DATASET SECTION:
------------------------------------------------------------
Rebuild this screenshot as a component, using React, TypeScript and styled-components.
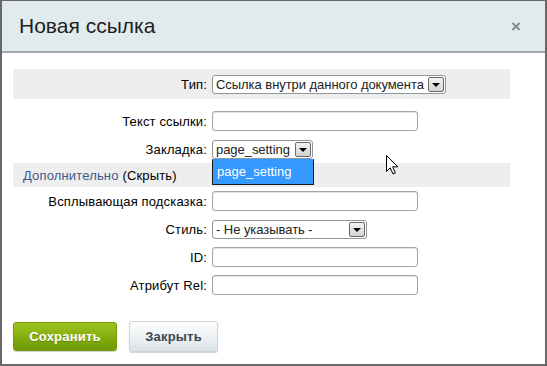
import React from "react";
import styled, { createGlobalStyle } from "styled-components";

const Global = createGlobalStyle`
  html, body { margin: 0; padding: 0; background: #ffffff; }
  body { font-family: "Liberation Sans", Arial, sans-serif; }
  * { box-sizing: border-box; }
`;

const Window = styled.div`
  position: relative;
  width: 547px;
  height: 366px;
  border: 2px solid #686868;
  border-top-width: 1px;
  background: #ffffff;
  display: flex;
  flex-direction: column;
  overflow: hidden;
`;

const TitleBar = styled.div`
  height: 52px;
  flex: none;
  background: #e1eaed;
  border-bottom: 2px solid #a2a8ab;
  display: flex;
  align-items: center;
  justify-content: space-between;
  padding: 0 24px 0 17px;
`;

const Title = styled.div`
  font-size: 21px;
  color: #1e1e1e;
`;

const CloseX = styled.div`
  font-size: 17px;
  font-weight: bold;
  color: #7f8c97;
  line-height: 1;
`;

const Body = styled.div`
  padding: 16px 35px 0 11px;
  display: flex;
  flex-direction: column;
`;

const Row = styled.div<{ $h: number; $shaded?: boolean }>`
  height: ${(p) => p.$h}px;
  background: ${(p) => (p.$shaded ? "#eeeeee" : "transparent")};
  display: grid;
  grid-template-columns: 194px 1fr;
  column-gap: 5px;
  align-items: center;
`;

const Spacer = styled.div<{ $h: number }>`
  height: ${(p) => p.$h}px;
`;

const Label = styled.div`
  text-align: right;
  font-size: 13px;
  letter-spacing: 0.15px;
  color: #000;
  white-space: nowrap;
`;

const Field = styled.div`
  display: flex;
  align-items: center;
`;

const Input = styled.div`
  width: 206px;
  height: 20px;
  border: 1px solid #9ea4a9;
  border-radius: 3px;
  background: #fff;
  box-shadow: inset 0 1px 1px rgba(0, 0, 0, 0.12);
`;

const SelectBox = styled.div<{ $w: number }>`
  position: relative;
  width: ${(p) => p.$w}px;
  height: 19px;
  border: 1px solid #8e959b;
  border-radius: 3px;
  background: #fff;
  display: flex;
  align-items: center;
  justify-content: space-between;
  padding-left: 3px;
  padding-right: 1px;
`;

const SelectText = styled.span`
  font-size: 13px;
  letter-spacing: -0.05px;
  color: #222;
  white-space: nowrap;
`;

const ArrowBtn = styled.div`
  width: 16px;
  height: 15px;
  flex: none;
  margin-left: 2px;
  border: 1px solid #6a6a6a;
  border-radius: 2px;
  background: linear-gradient(#f4f4f4, #d2d2d2);
  display: flex;
  align-items: center;
  justify-content: center;
  &::after {
    content: "";
    border-left: 4px solid transparent;
    border-right: 4px solid transparent;
    border-top: 4px solid #000;
    margin-top: 1px;
  }
`;

const DropList = styled.div`
  position: absolute;
  top: 18px;
  left: -1px;
  width: 102px;
  height: 26px;
  background: #3399ff;
  border: 1px solid #1a1a1a;
  border-top-color: #3399ff;
  z-index: 5;
  display: flex;
  align-items: center;
  padding-left: 4px;
  font-size: 13px;
  color: #fff;
`;

const ToggleRow = styled.div`
  height: 24px;
  background: #eeeeee;
  display: flex;
  align-items: center;
  padding-left: 10px;
  font-size: 13px;
  letter-spacing: 0.15px;
  color: #000;
`;

const MoreLink = styled.span`
  color: #3f5a8c;
  margin-right: 4px;
`;

const Footer = styled.div`
  display: flex;
  align-items: center;
  gap: 12px;
  padding-top: 22px;
`;

const Button = styled.div<{ $primary?: boolean }>`
  height: ${(p) => (p.$primary ? 29 : 31)}px;
  width: ${(p) => (p.$primary ? 104 : 89)}px;
  border-radius: 3px;
  display: flex;
  align-items: center;
  justify-content: center;
  font-size: 13px;
  font-weight: bold;
  letter-spacing: 0.2px;
  color: ${(p) => (p.$primary ? "#ffffff" : "#3c4753")};
  background: ${(p) =>
    p.$primary
      ? "linear-gradient(#9cc41f, #6e9a00)"
      : "linear-gradient(#ffffff, #dbe3e7)"};
  border: 1px solid ${(p) => (p.$primary ? "#729c0c" : "#cdd4d8")};
  box-shadow: 0 1px 1px rgba(0, 0, 0, 0.18);
  text-shadow: ${(p) => (p.$primary ? "0 1px 0 rgba(0,0,0,0.25)" : "none")};
`;

const Cursor = styled.svg`
  position: absolute;
  left: 383px;
  top: 153px;
  z-index: 10;
`;

const Select = ({ w, text, open }: { w: number; text: string; open?: string }) => (
  <SelectBox $w={w}>
    <SelectText>{text}</SelectText>
    <ArrowBtn />
    {open && <DropList>{open}</DropList>}
  </SelectBox>
);

export default function App() {
  return (
    <>
      <Global />
      <Window>
        <TitleBar>
          <Title>Новая ссылка</Title>
          <CloseX>×</CloseX>
        </TitleBar>
        <Body>
          <Row $h={30} $shaded>
            <Label>Тип:</Label>
            <Field>
              <Select w={234} text="Ссылка внутри данного документа" />
            </Field>
          </Row>
          <Spacer $h={8} />
          <Row $h={28}>
            <Label>Текст ссылки:</Label>
            <Field>
              <Input />
            </Field>
          </Row>
          <Row $h={28}>
            <Label>Закладка:</Label>
            <Field>
              <Select w={101} text="page_setting" open="page_setting" />
            </Field>
          </Row>
          <ToggleRow>
            <MoreLink>Дополнительно</MoreLink>(Скрыть)
          </ToggleRow>
          <Row $h={28}>
            <Label>Всплывающая подсказка:</Label>
            <Field>
              <Input />
            </Field>
          </Row>
          <Row $h={28}>
            <Label>Стиль:</Label>
            <Field>
              <Select w={155} text="- Не указывать -" />
            </Field>
          </Row>
          <Row $h={28}>
            <Label>ID:</Label>
            <Field>
              <Input />
            </Field>
          </Row>
          <Row $h={28}>
            <Label>Атрибут Rel:</Label>
            <Field>
              <Input />
            </Field>
          </Row>
          <Footer>
            <Button $primary>Сохранить</Button>
            <Button>Закрыть</Button>
          </Footer>
        </Body>
        <Cursor width="14" height="22" viewBox="0 0 14 22">
          <path
            d="M1.5 1.5 L1.5 17.5 L5.2 13.8 L8 20 L10.4 19 L7.7 12.8 L12.8 12.8 Z"
            fill="#ffffff"
            stroke="#000000"
            strokeWidth="1"
            strokeLinejoin="miter"
          />
        </Cursor>
      </Window>
    </>
  );
}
------------------------------------------------------------
WHAT IS REQUIRED:
Omit each picture, then return all of the listing exactly as it stands.

FINISHED ANSWER:
Rebuild this screenshot as a component, using React, TypeScript and styled-components.
import React from "react";
import styled, { createGlobalStyle } from "styled-components";

const Global = createGlobalStyle`
  html, body { margin: 0; padding: 0; background: #ffffff; }
  body { font-family: "Liberation Sans", Arial, sans-serif; }
  * { box-sizing: border-box; }
`;

const Window = styled.div`
  position: relative;
  width: 547px;
  height: 366px;
  border: 2px solid #686868;
  border-top-width: 1px;
  background: #ffffff;
  display: flex;
  flex-direction: column;
  overflow: hidden;
`;

const TitleBar = styled.div`
  height: 52px;
  flex: none;
  background: #e1eaed;
  border-bottom: 2px solid #a2a8ab;
  display: flex;
  align-items: center;
  justify-content: space-between;
  padding: 0 24px 0 17px;
`;

const Title = styled.div`
  font-size: 21px;
  color: #1e1e1e;
`;

const CloseX = styled.div`
  font-size: 17px;
  font-weight: bold;
  color: #7f8c97;
  line-height: 1;
`;

const Body = styled.div`
  padding: 16px 35px 0 11px;
  display: flex;
  flex-direction: column;
`;

const Row = styled.div<{ $h: number; $shaded?: boolean }>`
  height: ${(p) => p.$h}px;
  background: ${(p) => (p.$shaded ? "#eeeeee" : "transparent")};
  display: grid;
  grid-template-columns: 194px 1fr;
  column-gap: 5px;
  align-items: center;
`;

const Spacer = styled.div<{ $h: number }>`
  height: ${(p) => p.$h}px;
`;

const Label = styled.div`
  text-align: right;
  font-size: 13px;
  letter-spacing: 0.15px;
  color: #000;
  white-space: nowrap;
`;

const Field = styled.div`
  display: flex;
  align-items: center;
`;

const Input = styled.div`
  width: 206px;
  height: 20px;
  border: 1px solid #9ea4a9;
  border-radius: 3px;
  background: #fff;
  box-shadow: inset 0 1px 1px rgba(0, 0, 0, 0.12);
`;

const SelectBox = styled.div<{ $w: number }>`
  position: relative;
  width: ${(p) => p.$w}px;
  height: 19px;
  border: 1px solid #8e959b;
  border-radius: 3px;
  background: #fff;
  display: flex;
  align-items: center;
  justify-content: space-between;
  padding-left: 3px;
  padding-right: 1px;
`;

const SelectText = styled.span`
  font-size: 13px;
  letter-spacing: -0.05px;
  color: #222;
  white-space: nowrap;
`;

const ArrowBtn = styled.div`
  width: 16px;
  height: 15px;
  flex: none;
  margin-left: 2px;
  border: 1px solid #6a6a6a;
  border-radius: 2px;
  background: linear-gradient(#f4f4f4, #d2d2d2);
  display: flex;
  align-items: center;
  justify-content: center;
  &::after {
    content: "";
    border-left: 4px solid transparent;
    border-right: 4px solid transparent;
    border-top: 4px solid #000;
    margin-top: 1px;
  }
`;

const DropList = styled.div`
  position: absolute;
  top: 18px;
  left: -1px;
  width: 102px;
  height: 26px;
  background: #3399ff;
  border: 1px solid #1a1a1a;
  border-top-color: #3399ff;
  z-index: 5;
  display: flex;
  align-items: center;
  padding-left: 4px;
  font-size: 13px;
  color: #fff;
`;

const ToggleRow = styled.div`
  height: 24px;
  background: #eeeeee;
  display: flex;
  align-items: center;
  padding-left: 10px;
  font-size: 13px;
  letter-spacing: 0.15px;
  color: #000;
`;

const MoreLink = styled.span`
  color: #3f5a8c;
  margin-right: 4px;
`;

const Footer = styled.div`
  display: flex;
  align-items: center;
  gap: 12px;
  padding-top: 22px;
`;

const Button = styled.div<{ $primary?: boolean }>`
  height: ${(p) => (p.$primary ? 29 : 31)}px;
  width: ${(p) => (p.$primary ? 104 : 89)}px;
  border-radius: 3px;
  display: flex;
  align-items: center;
  justify-content: center;
  font-size: 13px;
  font-weight: bold;
  letter-spacing: 0.2px;
  color: ${(p) => (p.$primary ? "#ffffff" : "#3c4753")};
  background: ${(p) =>
    p.$primary
      ? "linear-gradient(#9cc41f, #6e9a00)"
      : "linear-gradient(#ffffff, #dbe3e7)"};
  border: 1px solid ${(p) => (p.$primary ? "#729c0c" : "#cdd4d8")};
  box-shadow: 0 1px 1px rgba(0, 0, 0, 0.18);
  text-shadow: ${(p) => (p.$primary ? "0 1px 0 rgba(0,0,0,0.25)" : "none")};
`;

const Cursor = styled.svg`
  position: absolute;
  left: 383px;
  top: 153px;
  z-index: 10;
`;

const Select = ({ w, text, open }: { w: number; text: string; open?: string }) => (
  <SelectBox $w={w}>
    <SelectText>{text}</SelectText>
    <ArrowBtn />
    {open && <DropList>{open}</DropList>}
  </SelectBox>
);

export default function App() {
  return (
    <>
      <Global />
      <Window>
        <TitleBar>
          <Title>Новая ссылка</Title>
          <CloseX>×</CloseX>
        </TitleBar>
        <Body>
          <Row $h={30} $shaded>
            <Label>Тип:</Label>
            <Field>
              <Select w={234} text="Ссылка внутри данного документа" />
            </Field>
          </Row>
          <Spacer $h={8} />
          <Row $h={28}>
            <Label>Текст ссылки:</Label>
            <Field>
              <Input />
            </Field>
          </Row>
          <Row $h={28}>
            <Label>Закладка:</Label>
            <Field>
              <Select w={101} text="page_setting" open="page_setting" />
            </Field>
          </Row>
          <ToggleRow>
            <MoreLink>Дополнительно</MoreLink>(Скрыть)
          </ToggleRow>
          <Row $h={28}>
            <Label>Всплывающая подсказка:</Label>
            <Field>
              <Input />
            </Field>
          </Row>
          <Row $h={28}>
            <Label>Стиль:</Label>
            <Field>
              <Select w={155} text="- Не указывать -" />
            </Field>
          </Row>
          <Row $h={28}>
            <Label>ID:</Label>
            <Field>
              <Input />
            </Field>
          </Row>
          <Row $h={28}>
            <Label>Атрибут Rel:</Label>
            <Field>
              <Input />
            </Field>
          </Row>
          <Footer>
            <Button $primary>Сохранить</Button>
            <Button>Закрыть</Button>
          </Footer>
        </Body>
        <Cursor width="14" height="22" viewBox="0 0 14 22">
          <path
            d="M1.5 1.5 L1.5 17.5 L5.2 13.8 L8 20 L10.4 19 L7.7 12.8 L12.8 12.8 Z"
            fill="#ffffff"
            stroke="#000000"
            strokeWidth="1"
            strokeLinejoin="miter"
          />
        </Cursor>
      </Window>
    </>
  );
}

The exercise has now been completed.